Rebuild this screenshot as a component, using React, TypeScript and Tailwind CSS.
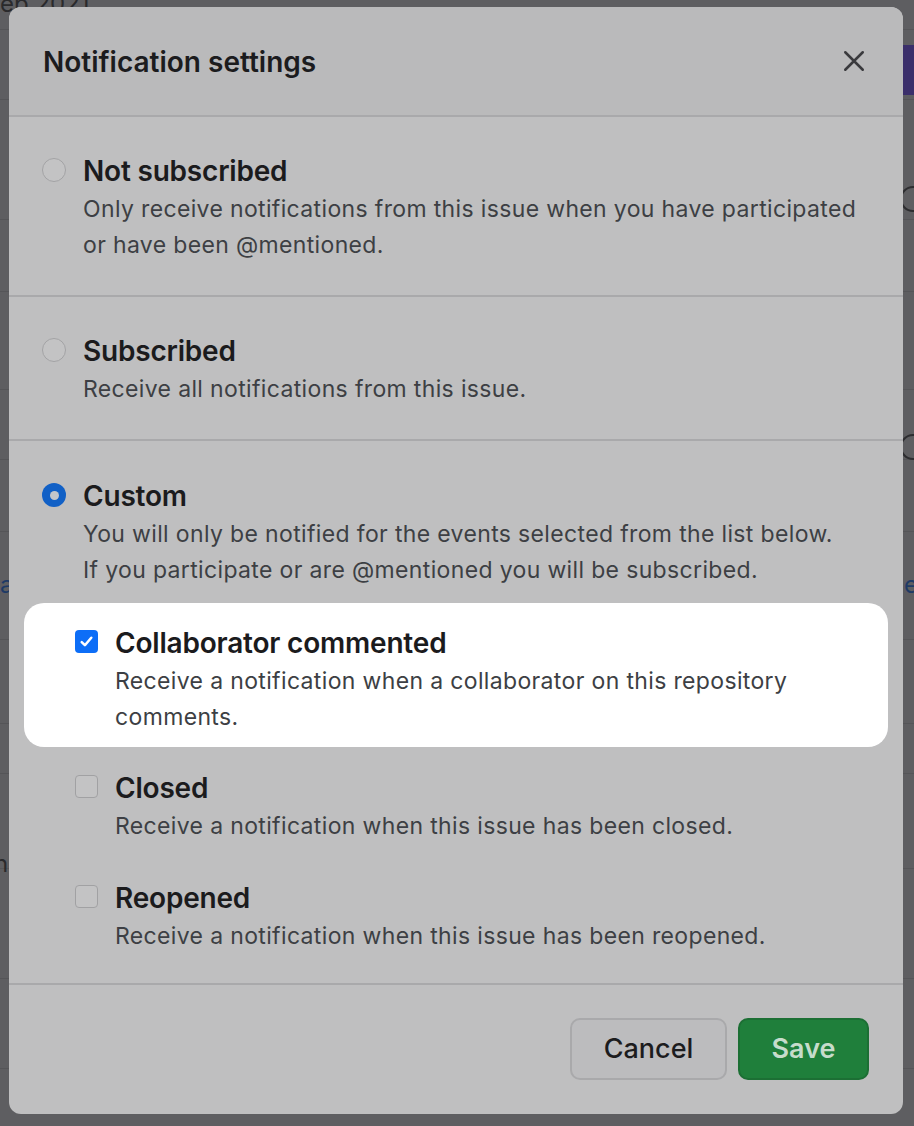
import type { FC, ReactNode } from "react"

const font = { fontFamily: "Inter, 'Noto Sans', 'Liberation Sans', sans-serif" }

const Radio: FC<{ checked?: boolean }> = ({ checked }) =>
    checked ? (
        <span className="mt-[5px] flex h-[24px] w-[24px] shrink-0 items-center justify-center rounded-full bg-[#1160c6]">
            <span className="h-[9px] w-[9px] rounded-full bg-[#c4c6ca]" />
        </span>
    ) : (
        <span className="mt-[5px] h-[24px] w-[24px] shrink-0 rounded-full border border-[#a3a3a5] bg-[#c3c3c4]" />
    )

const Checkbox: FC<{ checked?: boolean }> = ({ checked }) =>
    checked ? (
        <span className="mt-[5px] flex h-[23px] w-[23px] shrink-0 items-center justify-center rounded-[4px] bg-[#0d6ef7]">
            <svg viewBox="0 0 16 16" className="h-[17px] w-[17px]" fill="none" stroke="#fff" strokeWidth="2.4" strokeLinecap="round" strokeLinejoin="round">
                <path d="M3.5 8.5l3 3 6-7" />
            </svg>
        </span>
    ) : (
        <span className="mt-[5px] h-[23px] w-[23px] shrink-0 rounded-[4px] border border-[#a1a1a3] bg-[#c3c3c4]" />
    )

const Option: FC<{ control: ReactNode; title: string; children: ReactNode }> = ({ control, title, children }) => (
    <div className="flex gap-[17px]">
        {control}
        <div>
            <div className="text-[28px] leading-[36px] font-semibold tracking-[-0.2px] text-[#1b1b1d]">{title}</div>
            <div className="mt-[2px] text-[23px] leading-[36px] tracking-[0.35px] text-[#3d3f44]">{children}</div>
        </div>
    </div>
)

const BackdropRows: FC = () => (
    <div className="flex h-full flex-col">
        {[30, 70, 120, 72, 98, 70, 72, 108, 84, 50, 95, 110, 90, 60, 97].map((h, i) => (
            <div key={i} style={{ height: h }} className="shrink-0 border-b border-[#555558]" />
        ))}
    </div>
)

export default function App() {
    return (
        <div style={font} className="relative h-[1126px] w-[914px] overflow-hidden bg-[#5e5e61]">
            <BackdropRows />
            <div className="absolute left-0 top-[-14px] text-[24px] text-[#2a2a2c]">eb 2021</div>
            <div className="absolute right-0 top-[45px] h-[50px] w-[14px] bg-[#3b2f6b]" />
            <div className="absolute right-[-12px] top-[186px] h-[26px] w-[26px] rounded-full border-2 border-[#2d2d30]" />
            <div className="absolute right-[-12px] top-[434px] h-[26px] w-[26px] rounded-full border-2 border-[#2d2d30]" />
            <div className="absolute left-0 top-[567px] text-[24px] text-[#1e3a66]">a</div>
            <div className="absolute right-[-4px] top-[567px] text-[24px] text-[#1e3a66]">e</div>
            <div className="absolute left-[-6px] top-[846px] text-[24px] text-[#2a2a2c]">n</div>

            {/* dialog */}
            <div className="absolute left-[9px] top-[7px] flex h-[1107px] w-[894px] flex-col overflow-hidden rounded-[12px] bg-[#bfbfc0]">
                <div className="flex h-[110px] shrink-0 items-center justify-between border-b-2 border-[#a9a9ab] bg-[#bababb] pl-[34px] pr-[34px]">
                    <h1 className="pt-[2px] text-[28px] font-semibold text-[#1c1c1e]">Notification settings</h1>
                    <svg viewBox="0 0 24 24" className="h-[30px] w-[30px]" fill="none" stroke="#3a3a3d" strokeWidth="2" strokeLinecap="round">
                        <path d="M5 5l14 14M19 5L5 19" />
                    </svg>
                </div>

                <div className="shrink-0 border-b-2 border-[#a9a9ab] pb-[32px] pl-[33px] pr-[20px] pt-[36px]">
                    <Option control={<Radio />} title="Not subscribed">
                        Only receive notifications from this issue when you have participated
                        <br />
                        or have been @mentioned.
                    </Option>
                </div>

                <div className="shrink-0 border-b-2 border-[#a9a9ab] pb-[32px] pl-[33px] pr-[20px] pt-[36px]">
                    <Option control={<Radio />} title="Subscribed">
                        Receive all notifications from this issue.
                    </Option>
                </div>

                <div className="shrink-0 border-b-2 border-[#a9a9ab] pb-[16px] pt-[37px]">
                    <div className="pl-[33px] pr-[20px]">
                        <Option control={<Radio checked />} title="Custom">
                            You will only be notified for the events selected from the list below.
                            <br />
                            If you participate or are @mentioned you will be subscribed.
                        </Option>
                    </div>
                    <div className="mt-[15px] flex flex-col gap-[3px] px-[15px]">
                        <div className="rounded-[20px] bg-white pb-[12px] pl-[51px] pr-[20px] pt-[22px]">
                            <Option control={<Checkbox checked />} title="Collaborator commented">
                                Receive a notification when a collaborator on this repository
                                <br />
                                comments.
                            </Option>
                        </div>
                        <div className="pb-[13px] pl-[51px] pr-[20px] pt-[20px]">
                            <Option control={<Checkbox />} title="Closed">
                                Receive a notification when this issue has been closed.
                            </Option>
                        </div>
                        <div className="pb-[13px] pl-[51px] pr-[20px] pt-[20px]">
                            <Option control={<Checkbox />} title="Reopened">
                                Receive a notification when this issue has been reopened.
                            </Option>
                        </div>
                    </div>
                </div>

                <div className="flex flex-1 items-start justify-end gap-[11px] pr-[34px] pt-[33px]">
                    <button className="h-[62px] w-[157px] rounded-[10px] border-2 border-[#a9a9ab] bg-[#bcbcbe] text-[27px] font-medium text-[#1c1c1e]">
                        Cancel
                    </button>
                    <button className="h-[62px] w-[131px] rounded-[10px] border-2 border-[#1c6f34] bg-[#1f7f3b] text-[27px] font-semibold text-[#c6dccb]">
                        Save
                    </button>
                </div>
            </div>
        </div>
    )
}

> THE PROBLEM: Write out the data precisely as given, excluding the pictures.

> FINISHED TASK:
Rebuild this screenshot as a component, using React, TypeScript and Tailwind CSS.
import type { FC, ReactNode } from "react"

const font = { fontFamily: "Inter, 'Noto Sans', 'Liberation Sans', sans-serif" }

const Radio: FC<{ checked?: boolean }> = ({ checked }) =>
    checked ? (
        <span className="mt-[5px] flex h-[24px] w-[24px] shrink-0 items-center justify-center rounded-full bg-[#1160c6]">
            <span className="h-[9px] w-[9px] rounded-full bg-[#c4c6ca]" />
        </span>
    ) : (
        <span className="mt-[5px] h-[24px] w-[24px] shrink-0 rounded-full border border-[#a3a3a5] bg-[#c3c3c4]" />
    )

const Checkbox: FC<{ checked?: boolean }> = ({ checked }) =>
    checked ? (
        <span className="mt-[5px] flex h-[23px] w-[23px] shrink-0 items-center justify-center rounded-[4px] bg-[#0d6ef7]">
            <svg viewBox="0 0 16 16" className="h-[17px] w-[17px]" fill="none" stroke="#fff" strokeWidth="2.4" strokeLinecap="round" strokeLinejoin="round">
                <path d="M3.5 8.5l3 3 6-7" />
            </svg>
        </span>
    ) : (
        <span className="mt-[5px] h-[23px] w-[23px] shrink-0 rounded-[4px] border border-[#a1a1a3] bg-[#c3c3c4]" />
    )

const Option: FC<{ control: ReactNode; title: string; children: ReactNode }> = ({ control, title, children }) => (
    <div className="flex gap-[17px]">
        {control}
        <div>
            <div className="text-[28px] leading-[36px] font-semibold tracking-[-0.2px] text-[#1b1b1d]">{title}</div>
            <div className="mt-[2px] text-[23px] leading-[36px] tracking-[0.35px] text-[#3d3f44]">{children}</div>
        </div>
    </div>
)

const BackdropRows: FC = () => (
    <div className="flex h-full flex-col">
        {[30, 70, 120, 72, 98, 70, 72, 108, 84, 50, 95, 110, 90, 60, 97].map((h, i) => (
            <div key={i} style={{ height: h }} className="shrink-0 border-b border-[#555558]" />
        ))}
    </div>
)

export default function App() {
    return (
        <div style={font} className="relative h-[1126px] w-[914px] overflow-hidden bg-[#5e5e61]">
            <BackdropRows />
            <div className="absolute left-0 top-[-14px] text-[24px] text-[#2a2a2c]">eb 2021</div>
            <div className="absolute right-0 top-[45px] h-[50px] w-[14px] bg-[#3b2f6b]" />
            <div className="absolute right-[-12px] top-[186px] h-[26px] w-[26px] rounded-full border-2 border-[#2d2d30]" />
            <div className="absolute right-[-12px] top-[434px] h-[26px] w-[26px] rounded-full border-2 border-[#2d2d30]" />
            <div className="absolute left-0 top-[567px] text-[24px] text-[#1e3a66]">a</div>
            <div className="absolute right-[-4px] top-[567px] text-[24px] text-[#1e3a66]">e</div>
            <div className="absolute left-[-6px] top-[846px] text-[24px] text-[#2a2a2c]">n</div>

            {/* dialog */}
            <div className="absolute left-[9px] top-[7px] flex h-[1107px] w-[894px] flex-col overflow-hidden rounded-[12px] bg-[#bfbfc0]">
                <div className="flex h-[110px] shrink-0 items-center justify-between border-b-2 border-[#a9a9ab] bg-[#bababb] pl-[34px] pr-[34px]">
                    <h1 className="pt-[2px] text-[28px] font-semibold text-[#1c1c1e]">Notification settings</h1>
                    <svg viewBox="0 0 24 24" className="h-[30px] w-[30px]" fill="none" stroke="#3a3a3d" strokeWidth="2" strokeLinecap="round">
                        <path d="M5 5l14 14M19 5L5 19" />
                    </svg>
                </div>

                <div className="shrink-0 border-b-2 border-[#a9a9ab] pb-[32px] pl-[33px] pr-[20px] pt-[36px]">
                    <Option control={<Radio />} title="Not subscribed">
                        Only receive notifications from this issue when you have participated
                        <br />
                        or have been @mentioned.
                    </Option>
                </div>

                <div className="shrink-0 border-b-2 border-[#a9a9ab] pb-[32px] pl-[33px] pr-[20px] pt-[36px]">
                    <Option control={<Radio />} title="Subscribed">
                        Receive all notifications from this issue.
                    </Option>
                </div>

                <div className="shrink-0 border-b-2 border-[#a9a9ab] pb-[16px] pt-[37px]">
                    <div className="pl-[33px] pr-[20px]">
                        <Option control={<Radio checked />} title="Custom">
                            You will only be notified for the events selected from the list below.
                            <br />
                            If you participate or are @mentioned you will be subscribed.
                        </Option>
                    </div>
                    <div className="mt-[15px] flex flex-col gap-[3px] px-[15px]">
                        <div className="rounded-[20px] bg-white pb-[12px] pl-[51px] pr-[20px] pt-[22px]">
                            <Option control={<Checkbox checked />} title="Collaborator commented">
                                Receive a notification when a collaborator on this repository
                                <br />
                                comments.
                            </Option>
                        </div>
                        <div className="pb-[13px] pl-[51px] pr-[20px] pt-[20px]">
                            <Option control={<Checkbox />} title="Closed">
                                Receive a notification when this issue has been closed.
                            </Option>
                        </div>
                        <div className="pb-[13px] pl-[51px] pr-[20px] pt-[20px]">
                            <Option control={<Checkbox />} title="Reopened">
                                Receive a notification when this issue has been reopened.
                            </Option>
                        </div>
                    </div>
                </div>

                <div className="flex flex-1 items-start justify-end gap-[11px] pr-[34px] pt-[33px]">
                    <button className="h-[62px] w-[157px] rounded-[10px] border-2 border-[#a9a9ab] bg-[#bcbcbe] text-[27px] font-medium text-[#1c1c1e]">
                        Cancel
                    </button>
                    <button className="h-[62px] w-[131px] rounded-[10px] border-2 border-[#1c6f34] bg-[#1f7f3b] text-[27px] font-semibold text-[#c6dccb]">
                        Save
                    </button>
                </div>
            </div>
        </div>
    )
}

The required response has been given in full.